FDA Ban on Flavored Cigs Takes Effect
The new federal ban on flavored cigarettes took effect on Tuesday, marking one of the first visible signs of the Food and Drug Administration's new authority to regulate tobacco.
The ban on manufacturing, importing, marketing and distribution includes candy-, fruit- and clove-flavored cigarettes, which health and federal authorities say are more appealing to youth. It does not include a ban on menthol or other flavored tobacco products like cigars - issues that the FDA is studying.
"Candy- and fruit-flavored cigarettes are a gateway for many children and young adults to become regular tobacco users," said Dr. Lawrence R. Deyton, director of the FDA's Center for Tobacco Products.
Citing research studies, Deyton said that 17-year-old smokers are three times as likely to use flavored cigarettes as smokers over the age of 25. FDA officials also said that almost 90 percent of adult smokers start smoking as teenagers and the ban will help stop more than 3,600 young Americans who start smoking daily.

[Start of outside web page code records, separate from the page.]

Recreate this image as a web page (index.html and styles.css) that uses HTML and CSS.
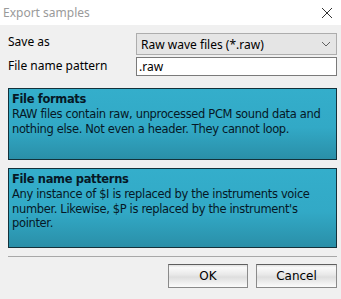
FILE: index.html
```html
<!DOCTYPE html>
<html lang="en">
<head>
    <meta charset="UTF-8">
    <title>Export samples</title>
    <link rel="stylesheet" href="styles.css">
</head>
<body>

    <div class="titlebar">
        <span class="title">Export samples</span>
        <svg class="close" width="12" height="12" viewBox="0 0 12 12">
            <path d="M1 1 L11 11 M11 1 L1 11" stroke="#333" stroke-width="1" fill="none"/>
        </svg>
    </div>

    <div class="content">
        <div class="form-row">
            <label class="label">Save as</label>
            <div class="combo">
                <span>Raw wave files (*.raw)</span>
                <svg width="10" height="6" viewBox="0 0 10 6">
                    <path d="M1 1 L5 5 L9 1" stroke="#606060" stroke-width="1" fill="none"/>
                </svg>
            </div>
        </div>
        <div class="form-row">
            <label class="label">File name pattern</label>
            <div class="textbox">.raw</div>
        </div>

        <div class="info info-formats">
            <h3>File formats</h3>
            <p>RAW files contain raw, unprocessed PCM sound data and nothing else. Not even a header. They cannot loop.</p>
        </div>

        <div class="info info-patterns">
            <h3>File name patterns</h3>
            <p>Any instance of $I is replaced by the instruments voice number. Likewise, $P is replaced by the instrument's pointer.</p>
        </div>

        <hr class="separator">

        <div class="buttons">
            <button class="btn btn-ok">OK</button>
            <button class="btn btn-cancel">Cancel</button>
        </div>
    </div>

    <div class="bottom-edge"></div>

</body>
</html>
```

FILE: styles.css
```css
body {
    margin: 0;
    width: 341px;
    height: 299px;
    overflow: hidden;
    background: #f0f0f0;
    font-family: 'Noto Sans', 'Open Sans', sans-serif;
    font-size: 12px;
    color: #000;
}

.titlebar {
    height: 25px;
    background: #fff;
    display: flex;
    align-items: center;
    justify-content: space-between;
    padding: 0 8px 0 3px;
}

.title {
    color: #9a9a9a;
    font-size: 12px;
}

.content {
    padding: 8px 4px 0 8px;
    height: 272px;
}

.form-row {
    display: grid;
    grid-template-columns: 128px 201px;
    align-items: center;
    margin-bottom: 2px;
}

.label {
    line-height: 14px;
    align-self: start;
    padding-top: 2px;
}

.combo {
    box-sizing: border-box;
    height: 22px;
    border: 1px solid #adadad;
    background: #e5e5e5;
    display: flex;
    align-items: center;
    justify-content: space-between;
    padding: 0 5px 0 4px;
}

.textbox {
    box-sizing: border-box;
    height: 19px;
    border: 1px solid #7a7a7a;
    background: #fff;
    padding: 0 2px;
    line-height: 17px;
}

.info {
    box-sizing: border-box;
    border: 1px solid #14313a;
    background: linear-gradient(to bottom, #34aecb 0%, #32a9c6 55%, #2a8fa8 100%);
    padding: 2px 3px;
    color: #061826;
    font-family: 'DejaVu Sans', Verdana, sans-serif;
    font-size: 11.5px;
    letter-spacing: -0.35px;
    line-height: 14.5px;
}

.info h3 {
    margin: 0;
    font-size: 11.5px;
    font-weight: bold;
    line-height: 16px;
}

.info p {
    margin: 0;
}

.info-formats {
    margin-top: 12px;
    height: 72px;
}

.info-patterns {
    margin-top: 8px;
    height: 80px;
}

.separator {
    margin: 8px 0 0 0;
    border: none;
    border-top: 1px solid #a8a8a8;
}

.buttons {
    display: flex;
    justify-content: flex-end;
    gap: 8px;
    margin-top: 7px;
}

.btn {
    box-sizing: border-box;
    height: 24px;
    border: 1px solid #8a8a8a;
    border-top-color: #5e5e5e;
    background: linear-gradient(to bottom, #e0e0e0 0%, #fafafa 12%, #e8e8e8 45%, #dedede 55%, #f2f2f2 85%, #fbfbfb 100%);
    font-family: 'DejaVu Sans', Verdana, sans-serif;
    font-size: 12px;
    color: #000;
    padding: 0;
}

.btn-ok {
    width: 80px;
}

.btn-cancel {
    width: 81px;
}

.bottom-edge {
    height: 2px;
    background: linear-gradient(to right, #a0a0a0 85px, #303030 85px, #303030 230px, #a0a0a0 230px, #a0a0a0 245px, #101010 245px);
}
```
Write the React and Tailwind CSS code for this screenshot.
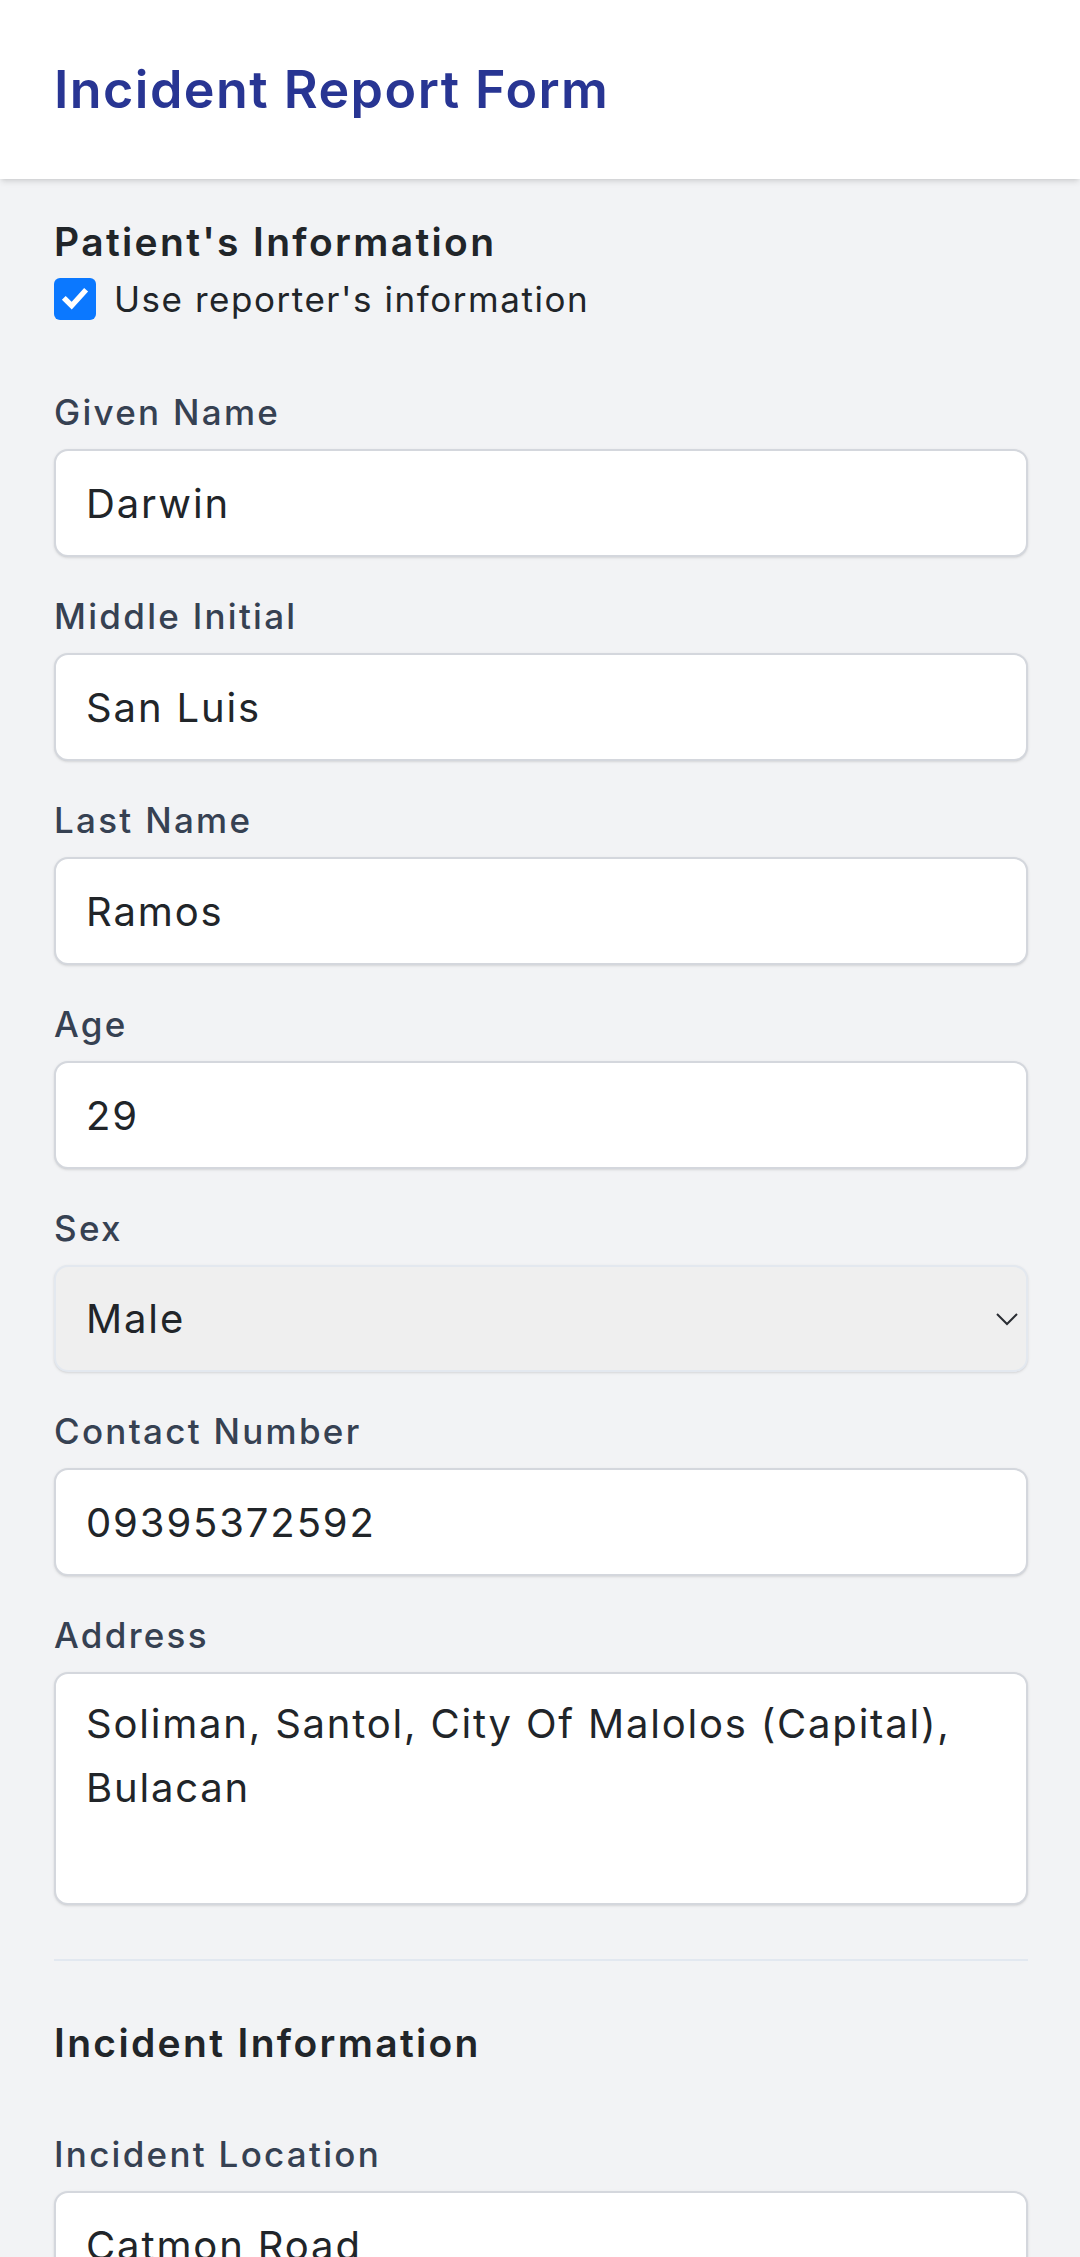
import React, { useState } from 'react'

const font = { fontFamily: 'Inter, "Noto Sans", sans-serif' }

const Field = ({ label, children }) => {
  return (
    <div className="flex flex-col">
      <label className="text-[35px] leading-[40px] font-medium tracking-[0.065em] text-[#364152] mb-[17px]">{label}</label>
      {children}
    </div>
  )
}

const TextInput = ({ value }) => {
  return (
    <input
      type="text"
      defaultValue={value}
      className="h-[108px] w-full rounded-[14px] border-2 border-[#d4d7dd] bg-white px-[30px] text-[40px] tracking-[0.047em] text-[#212529] shadow-sm outline-none"
      style={font}
    />
  )
}

const App = () => {
  const [useReporter, setUseReporter] = useState(true)

  return (
    <div className="min-h-screen bg-[#f2f3f5]" style={font}>
      <header className="flex h-[179px] items-center bg-white px-[54px] shadow-md">
        <h1 className="text-[52px] font-semibold tracking-[0.028em] text-[#283593]">Incident Report Form</h1>
      </header>

      <main className="pl-[54px] pr-[52px] pt-[41px] pb-[200px]">
        <h2 className="text-[39px] leading-[44px] font-semibold tracking-[0.06em] text-[#212529]">Patient's Information</h2>

        <label className="mt-[14px] flex h-[42px] items-center gap-[18px]" onClick={() => setUseReporter(!useReporter)}>
          <span className={"flex h-[42px] w-[42px] items-center justify-center rounded-[6px] " + (useReporter ? "bg-[#0b78ff]" : "border-2 border-gray-400 bg-white")}>
            {useReporter && (
              <svg viewBox="0 0 24 24" className="h-[32px] w-[32px]" fill="none" stroke="white" strokeWidth="4" strokeLinecap="square">
                <path d="M5 12.5l4.5 4.5L19 6.5" />
              </svg>
            )}
          </span>
          <span className="text-[35px] leading-[42px] tracking-[0.044em] text-[#212529]">Use reporter's information</span>
        </label>

        <div className="mt-[72px] flex flex-col gap-[39px]">
          <Field label="Given Name">
            <TextInput value="Darwin" />
          </Field>
          <Field label="Middle Initial">
            <TextInput value="San Luis" />
          </Field>
          <Field label="Last Name">
            <TextInput value="Ramos" />
          </Field>
          <Field label="Age">
            <TextInput value="29" />
          </Field>
          <Field label="Sex">
            <div className="relative">
              <select
                defaultValue="Male"
                className="h-[107px] w-full appearance-none rounded-[14px] border-2 border-[#e3e8ef] bg-[#efefef] px-[30px] text-[40px] tracking-[0.047em] text-[#212529] shadow-sm outline-none"
                style={font}
              >
                <option>Male</option>
                <option>Female</option>
              </select>
              <svg viewBox="0 0 22 13" className="pointer-events-none absolute right-[10px] top-[48px] h-[13px] w-[22px]" fill="none" stroke="#2a2d33" strokeWidth="2">
                <path d="M1 1l10 10L21 1" />
              </svg>
            </div>
          </Field>
          <Field label="Contact Number">
            <TextInput value="09395372592" />
          </Field>
          <Field label="Address">
            <textarea
              defaultValue="Soliman, Santol, City Of Malolos (Capital), Bulacan"
              className="h-[233px] w-full resize-none rounded-[14px] border-2 border-[#d4d7dd] bg-white px-[30px] pt-[18px] text-[40px] leading-[64px] tracking-[0.045em] text-[#212529] shadow-sm outline-none"
              style={font}
            />
          </Field>
        </div>

        <div className="mt-[54px] h-[2px] bg-[#e2e8f0]" />

        <h2 className="mt-[60px] text-[39px] leading-[44px] font-semibold tracking-[0.06em] text-[#212529]">Incident Information</h2>

        <div className="mt-[69px]">
          <Field label="Incident Location">
            <TextInput value="Catmon Road" />
          </Field>
        </div>
      </main>
    </div>
  )
}

export default App
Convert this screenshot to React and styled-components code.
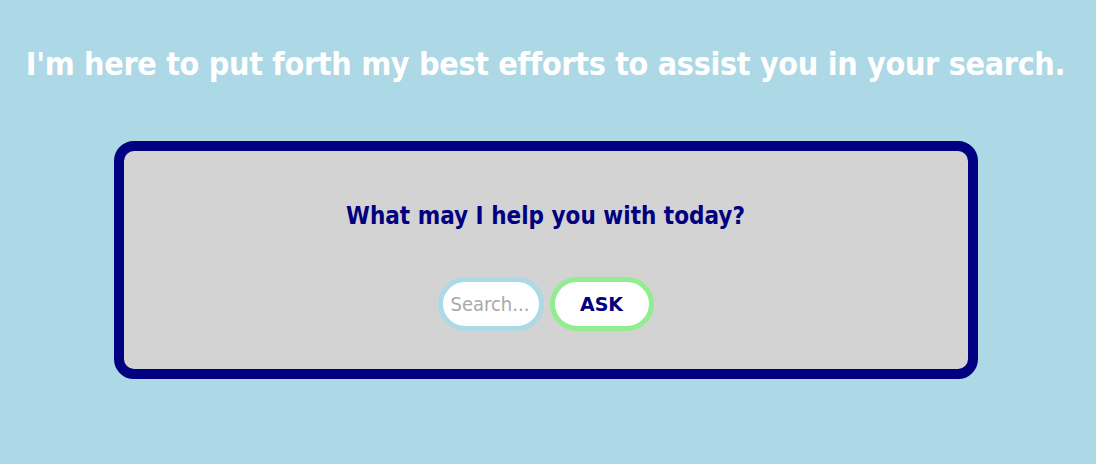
import styled, { createGlobalStyle } from "styled-components";

const GlobalStyle = createGlobalStyle`
  html, body {
    margin: 0;
    padding: 0;
    background: #add8e6;
  }
  body {
    font-family: "DejaVu Sans Condensed", "DejaVu Sans", sans-serif;
  }
`;

const Page = styled.div`
  min-height: 464px;
  display: flex;
  flex-direction: column;
  align-items: center;
  padding: 44px 5px 0 0;
  box-sizing: border-box;
`;

const Title = styled.h1`
  margin: 0;
  color: #ffffff;
  font-size: 32px;
  line-height: 40px;
  font-weight: bold;
  letter-spacing: -0.33px;
  text-align: center;
  white-space: nowrap;
`;

const Card = styled.div`
  box-sizing: border-box;
  width: 864px;
  margin-top: 57px;
  padding: 50px 20px 38px;
  background: #d3d3d3;
  border: 10px solid #000080;
  border-radius: 20px;
  display: flex;
  flex-direction: column;
  align-items: center;
`;

const Question = styled.h2`
  margin: 0;
  color: #000080;
  font-size: 24px;
  line-height: 30px;
  font-weight: bold;
`;

const Form = styled.form`
  margin-top: 46px;
  display: flex;
  gap: 6px;
`;

const SearchInput = styled.input`
  box-sizing: border-box;
  width: 106px;
  height: 54px;
  padding: 0 8px;
  border: 5px solid #add8e6;
  border-radius: 27px;
  background: #ffffff;
  font-family: "DejaVu Sans Condensed", "DejaVu Sans", sans-serif;
  font-size: 20px;
  color: #333;
  outline: none;

  &::placeholder {
    color: #a9a9a9;
  }
`;

const AskButton = styled.button`
  box-sizing: border-box;
  width: 104px;
  height: 54px;
  padding: 0;
  border: 5px solid #90ee90;
  border-radius: 27px;
  background: #ffffff;
  color: #000080;
  font-family: "DejaVu Sans", sans-serif;
  font-size: 19px;
  font-weight: bold;
  cursor: pointer;
`;

export default function App() {
  return (
    <>
      <GlobalStyle />
      <Page>
        <Title>I'm here to put forth my best efforts to assist you in your search.</Title>
        <Card>
          <Question>What may I help you with today?</Question>
          <Form onSubmit={(e) => e.preventDefault()}>
            <SearchInput type="text" placeholder="Search..." />
            <AskButton type="submit">ASK</AskButton>
          </Form>
        </Card>
      </Page>
    </>
  );
}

The FDA sent a letter to the industry last week discussing the ban, its plans for enforcement, including the definition of a cigarette under the ban. Officials are encouraging consumers to notify authorities of any potential violations of the ban.
Executives from leading health groups urged the FDA last month to take a closer look at attempt to sidestep the ban by making superficial changes that turn a cigarette into a small cigar in order to keep selling flavored products.
The move came after word that the nation's top distributor of clove cigarettes - California-based Kretek International Inc. - began offering small filtered spice-flavored cigars that are close to the size of a cigarette but are wrapped in tobacco rather than paper.
Officials did not address any specific products in a conference call with reporters.
In June, President Barack Obama signed the law that allows the FDA regulate the industry. Its authority includes the ability to ban certain products, reduce nicotine in tobacco products and block labels such "low tar" and "light." Tobacco companies also will be required to cover their cartons with large, graphic warnings.
The law won't let the FDA ban nicotine or tobacco outright, but the agency will be able to regulate what goes into tobacco products, make public the ingredients and prohibit marketing campaigns, especially those geared toward children.
Richmond, Virginia-based Altria Group Inc., owner of market-leading Philip Morris USA, supported the legislation, while its chief rivals - No. 2 Reynolds American Inc. and No. 3 Lorillard Inc., both based in North Carolina - opposed it. The latter two have joined in a lawsuit with other smaller tobacco companies challenging specific marketing regulations of the law.